Los nietos visitan a sus abuelos, en ocasiones allí los dejan sus padres para estar más libres. Los más pequeños se entretienen sin estar sometidos a estrictos horarios y prohibiciones circulatorias. Los adolescentes y jóvenes cultivan nuevas amistades o reafirman las existentes, quizás descubren amores fugaces. La noche los aproxima a las pandillas, en donde han de evitar flirteos con la droga (los pueblos ya no son lo que eran) y los peligros de la conducción inexperta por buscar en otros lugares el ambiente festivo que quizás ya tienen en el suyo.

Las fiestas patronales son el momento álgido del veraneo rural. El pregonero, casi siempre un oriundo que destacó fuera, prepara un meditado discurso que le remueve emociones. Se desgañita para hacerse entender en la plaza o en el pabellón, que ya casi todos los pueblos tienen. Casi nadie lo escucha porque los saludos y reencuentros entretienen a los asistentes, tras largo tiempo sin verse. El pregón es un momento especial porque reúne a todos con las emociones intactas, queda la fiesta entera por delante. Caras olvidadas, parecidos físicos que ayudan a situar a la gente por la pinta de la familia. La procesión del día siguiente es un poco diferente a la de antaño. Los hombres perdieron las etiquetas; el traje y la corbata desaparecieron de la mejor muda. Menos mal que algunas mujeres todavía proclaman con sus elegantes vestidos el renacer festivo. La peana y las banderas aún relucen pero en la comitiva faltan niños y jóvenes, porque ya hay pocos en el pueblo o porque viven la espiritualidad de otra forma, alguien diría que menos forzada o, quizás, no tan condicionada por la vida cíclica. Porque la fiesta suponía el agradecimiento por los frutos de la vida casi siempre a la patrona, una virgen y madre bondadosa, o al patrón, menos veces porque los hombres, aunque sean santos, ya se sabe que son más terrenales y su magnetismo no se puede comparar con la figura femenina. Las comidas suculentas sirven para reforzar afectos pero ahora evocan menos los sabores antiguos, como cuando el capón o el ternasco al horno, por ser extraordinarios, resolvían los deleites festivos. Ahora el banquete es más universal, quizás un rancho, aunque los entremeses resisten el paso del tiempo.

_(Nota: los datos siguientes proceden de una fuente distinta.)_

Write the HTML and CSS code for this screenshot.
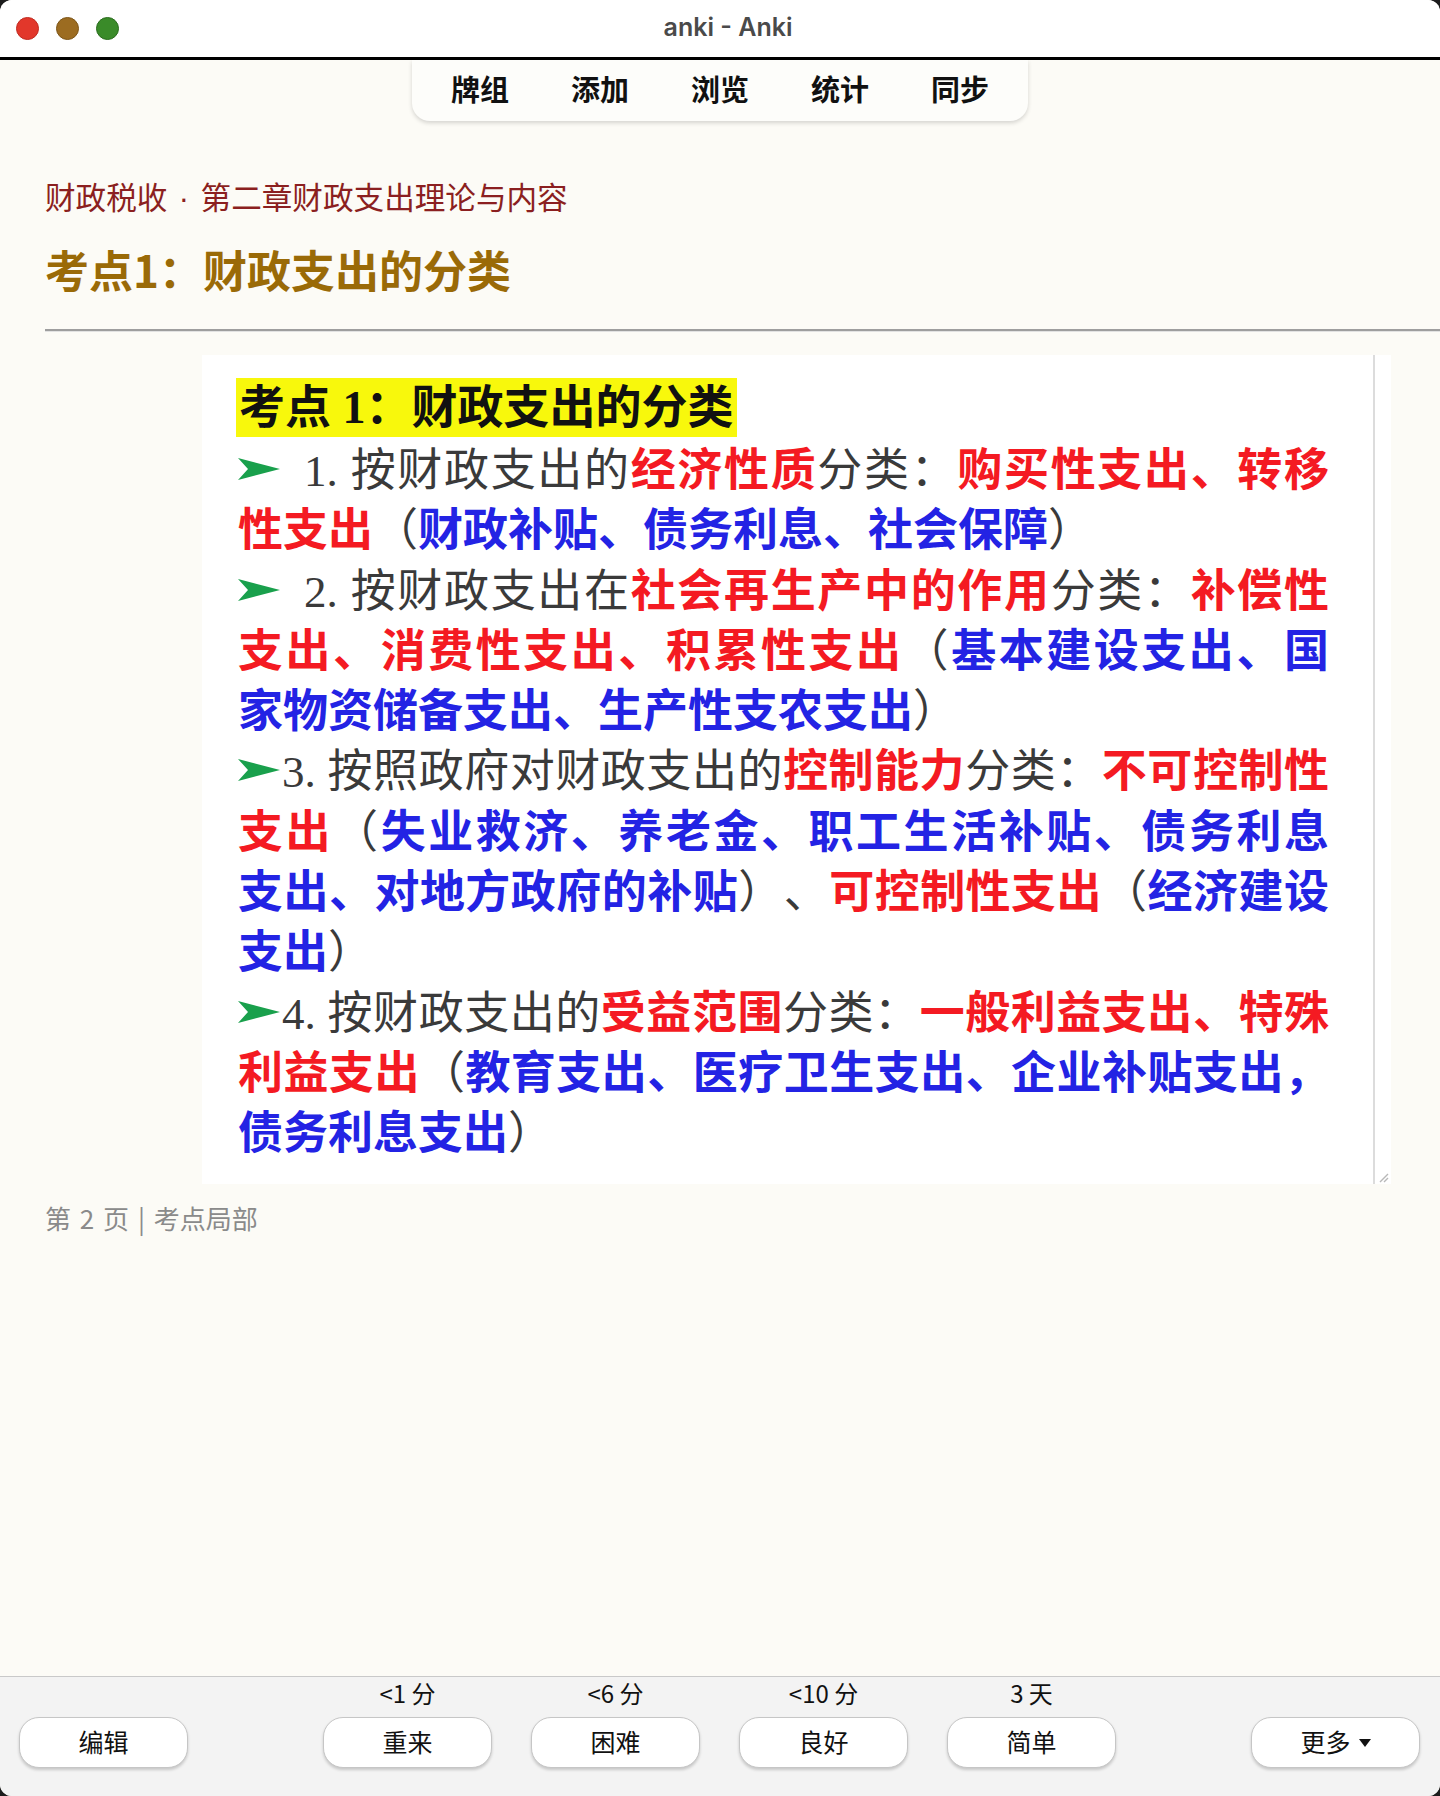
FILE: index.html
```html
<!DOCTYPE html>
<html lang="zh-CN">
<head>
<meta charset="utf-8">
<title>anki - Anki</title>
<link rel="stylesheet" href="styles.css">
</head>
<body>
<div class="window">
  <header class="titlebar">
    <div class="lights">
      <span class="light red"></span>
      <span class="light yellow"></span>
      <span class="light green"></span>
    </div>
    <div class="title">anki - Anki</div>
    <div></div>
  </header>

  <nav class="toolbar-wrap">
    <div class="toolbar">
      <span>牌组</span><span>添加</span><span>浏览</span><span>统计</span><span>同步</span>
    </div>
  </nav>

  <main class="content">
    <div class="crumb">财政税收<span class="dot"> · </span>第二章财政支出理论与内容</div>
    <h1 class="heading">考点1：财政支出的分类</h1>
    <hr class="rule">

    <div class="frame">
      <div class="sheet">
        <div class="sheet-title"><span>考点 1：财政支出的分类</span></div>
        <div class="ln j"><svg class="arrow sp" viewBox="0 0 42 24" width="42" height="24"><polygon points="0,1 42,12 0,23 10,12"/></svg><span class="k">1. 按财政支出的</span><span class="r">经济性质</span><span class="k">分类：</span><span class="r">购买性支出、转移</span></div>
        <div class="ln"><span class="r">性支出</span><span class="k">（</span><span class="b">财政补贴、债务利息、社会保障</span><span class="k">）</span></div>
        <div class="ln j"><svg class="arrow sp" viewBox="0 0 42 24" width="42" height="24"><polygon points="0,1 42,12 0,23 10,12"/></svg><span class="k">2. 按财政支出在</span><span class="r">社会再生产中的作用</span><span class="k">分类：</span><span class="r">补偿性</span></div>
        <div class="ln j"><span class="r">支出、消费性支出、积累性支出</span><span class="k">（</span><span class="b">基本建设支出、国</span></div>
        <div class="ln"><span class="b">家物资储备支出、生产性支农支出</span><span class="k">）</span></div>
        <div class="ln j"><svg class="arrow" viewBox="0 0 42 24" width="42" height="24"><polygon points="0,1 42,12 0,23 10,12"/></svg><span class="k">3. 按照政府对财政支出的</span><span class="r">控制能力</span><span class="k">分类：</span><span class="r">不可控制性</span></div>
        <div class="ln j"><span class="r">支出</span><span class="k">（</span><span class="b">失业救济、养老金、职工生活补贴、债务利息</span></div>
        <div class="ln j"><span class="b">支出、对地方政府的补贴</span><span class="k">）、</span><span class="r">可控制性支出</span><span class="k">（</span><span class="b">经济建设</span></div>
        <div class="ln"><span class="b">支出</span><span class="k">）</span></div>
        <div class="ln j"><svg class="arrow" viewBox="0 0 42 24" width="42" height="24"><polygon points="0,1 42,12 0,23 10,12"/></svg><span class="k">4. 按财政支出的</span><span class="r">受益范围</span><span class="k">分类：</span><span class="r">一般利益支出、特殊</span></div>
        <div class="ln j"><span class="r">利益支出</span><span class="k">（</span><span class="b">教育支出、医疗卫生支出、企业补贴支出，</span></div>
        <div class="ln"><span class="b">债务利息支出</span><span class="k">）</span></div>
      </div>
      <svg class="grip" viewBox="0 0 12 12" width="12" height="12"><path d="M11 3 L3 11 M11 7 L7 11"/></svg>
    </div>

    <div class="meta">第 2 页 | 考点局部</div>
  </main>

  <footer class="bar">
    <div class="col">
      <div class="due"></div>
      <button class="btn">编辑</button>
    </div>
    <div class="answers">
      <div class="col"><div class="due">&lt;1 分</div><button class="btn">重来</button></div>
      <div class="col"><div class="due">&lt;6 分</div><button class="btn">困难</button></div>
      <div class="col"><div class="due">&lt;10 分</div><button class="btn">良好</button></div>
      <div class="col"><div class="due">3 天</div><button class="btn">简单</button></div>
    </div>
    <div class="col more">
      <div class="due"></div>
      <button class="btn">更多 <span class="caret"></span></button>
    </div>
  </footer>
</div>
</body>
</html>
```

FILE: styles.css
```css
* { box-sizing: border-box; }

html, body {
  margin: 0;
  padding: 0;
  background: #1c1c1c;
}

body {
  font-family: "Noto Sans CJK SC", "Noto Sans", sans-serif;
}

.window {
  width: 1440px;
  height: 1796px;
  background: #fcfbf6;
  border-radius: 12px;
  overflow: hidden;
  display: flex;
  flex-direction: column;
}

/* title bar */
.titlebar {
  height: 60px;
  flex: none;
  background: #ffffff;
  border-bottom: 3px solid #000;
  display: grid;
  grid-template-columns: 1fr auto 1fr;
  align-items: center;
  padding-left: 16px;
}

.lights {
  display: flex;
  gap: 17px;
  align-items: center;
}

.light {
  width: 23px;
  height: 23px;
  border-radius: 50%;
  display: block;
}
.light.red { background: #e2372b; border: 1px solid #c12a20; }
.light.yellow { background: #9c6c21; border: 1px solid #7d5517; }
.light.green { background: #3a8b29; border: 1px solid #2a6c1d; }

.title {
  font-family: Inter, "Liberation Sans", sans-serif;
  font-weight: 600;
  font-size: 25px;
  color: #4a4a4a;
  padding-bottom: 4px;
}

/* toolbar */
.toolbar-wrap {
  display: flex;
  justify-content: center;
  flex: none;
}

.toolbar {
  height: 61px;
  padding: 0 39px 5px 39px;
  display: flex;
  align-items: center;
  gap: 62px;
  background: #fdfdfa;
  border-radius: 0 0 18px 18px;
  box-shadow: 0 2px 4px rgba(0, 0, 0, 0.16);
  font-size: 29px;
  font-weight: 700;
  color: #111;
}

/* content */
.content {
  padding-left: 45px;
  flex: none;
}

.crumb {
  margin-top: 55px;
  height: 40px;
  font-size: 30.6px;
  line-height: 40px;
  color: #8b1f20;
}

.crumb .dot {
  font-family: "Liberation Sans", sans-serif;
  word-spacing: 3px;
}

.heading {
  margin: 25px 0 0;
  font-size: 44px;
  line-height: 56px;
  font-weight: 700;
  color: #9a6a07;
}

.rule {
  margin: 32px 0 0;
  border: 0;
  border-top: 2px solid #9e9e9e;
  border-bottom: 1px solid #e2e2e2;
  height: 0;
}

.frame {
  margin: 23px 0 0 157px;
  width: 1189px;
  background: #ffffff;
  display: flex;
  position: relative;
}

.sheet {
  width: 1173px;
  flex: none;
  border-right: 2px solid #dcdcdc;
  padding: 23px 44px 23px 36px;
  font-family: "Liberation Serif", "Noto Sans CJK SC", serif;
  font-size: 45px;
  line-height: 60.3px;
  color: #333;
  text-spacing-trim: space-all;
}

.sheet-title {
  height: 59px;
  margin: 0 0 0 -2px;
}

.sheet-title span {
  display: inline-block;
  height: 59px;
  line-height: 59px;
  padding: 0 3px;
  background: #f8f80c;
  font-family: "Liberation Serif", "Noto Sans CJK SC", serif;
  font-size: 46px;
  font-weight: 700;
  color: #111;
}

.ln {
  height: 60.3px;
  white-space: nowrap;
}

.ln.j {
  text-align: justify;
  text-align-last: justify;
  white-space: normal;
}

.k { font-weight: 400; color: #3a3a3a; }
.r { font-family: "Noto Sans CJK SC", sans-serif; font-weight: 700; color: #f41a22; }
.b { font-family: "Noto Sans CJK SC", sans-serif; font-weight: 700; color: #2323e4; }

.arrow {
  fill: #19a04c;
  vertical-align: 5px;
  margin-right: 2px;
}
.arrow.sp { margin-right: 24px; }

.grip {
  position: absolute;
  right: 2px;
  bottom: 1px;
  stroke: #b8b8b8;
  stroke-width: 1.4;
  fill: none;
}

.meta {
  margin-top: 17px;
  height: 34px;
  font-size: 26px;
  line-height: 34px;
  color: #8a8a8a;
  word-spacing: 3px;
}

/* bottom bar */
.bar {
  margin-top: auto;
  height: 120px;
  flex: none;
  background: #f3f3f3;
  border-top: 1px solid #c9c9c9;
  display: flex;
  align-items: flex-end;
  padding: 0 20px 28px 19px;
}

.answers {
  display: flex;
  gap: 39px;
  margin-left: 135px;
}

.col {
  width: 169px;
  display: flex;
  flex-direction: column;
  align-items: center;
}

.col.more { margin-left: auto; }

.due {
  height: 34px;
  line-height: 32px;
  font-size: 24px;
  color: #111;
}

.btn {
  margin-top: 6px;
  width: 169px;
  height: 51px;
  border: 1px solid #c6c6c6;
  border-radius: 20px;
  background: #ffffff;
  box-shadow: 0 2px 3px rgba(0, 0, 0, 0.18);
  font-family: "Noto Sans CJK SC", sans-serif;
  font-size: 25px;
  color: #111;
  padding: 0 0 3px;
  display: flex;
  align-items: center;
  justify-content: center;
  gap: 8px;
}

.caret {
  display: inline-block;
  width: 0;
  height: 0;
  border-left: 6px solid transparent;
  border-right: 6px solid transparent;
  border-top: 8px solid #111;
  margin-top: 3px;
}
```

El vino denso perdió el protagonismo a favor de los caldos elaborados, seguro que de denominaciones de origen próximas.

Los pueblos aún están de moda; muchas familias remozaron sus antiguas casas. Miguel Delibes, que soportó más de un desdén cuando llegó de estudiante a la ciudad por “llevar el pueblo en la cara”, diría que “son un don de Dios”. Dicen que ahora desaparecerán con la nueva normativa que deshumaniza los servicios vitales de los ayuntamientos, esos que se prestan con el corazón. Los pocos vecinos que quedan partirán en su busca y los pueblos se despoblarán del todo, como muchos ya hicieron hace 50 años. ¿Se acabarán quizá los idílicos veraneos?

  • Publicado el 6 de agosto de 2013, cuando los pueblos de España se llenaban de visitantes y celebraban con festejos que la vida renacía, al menos por unos días.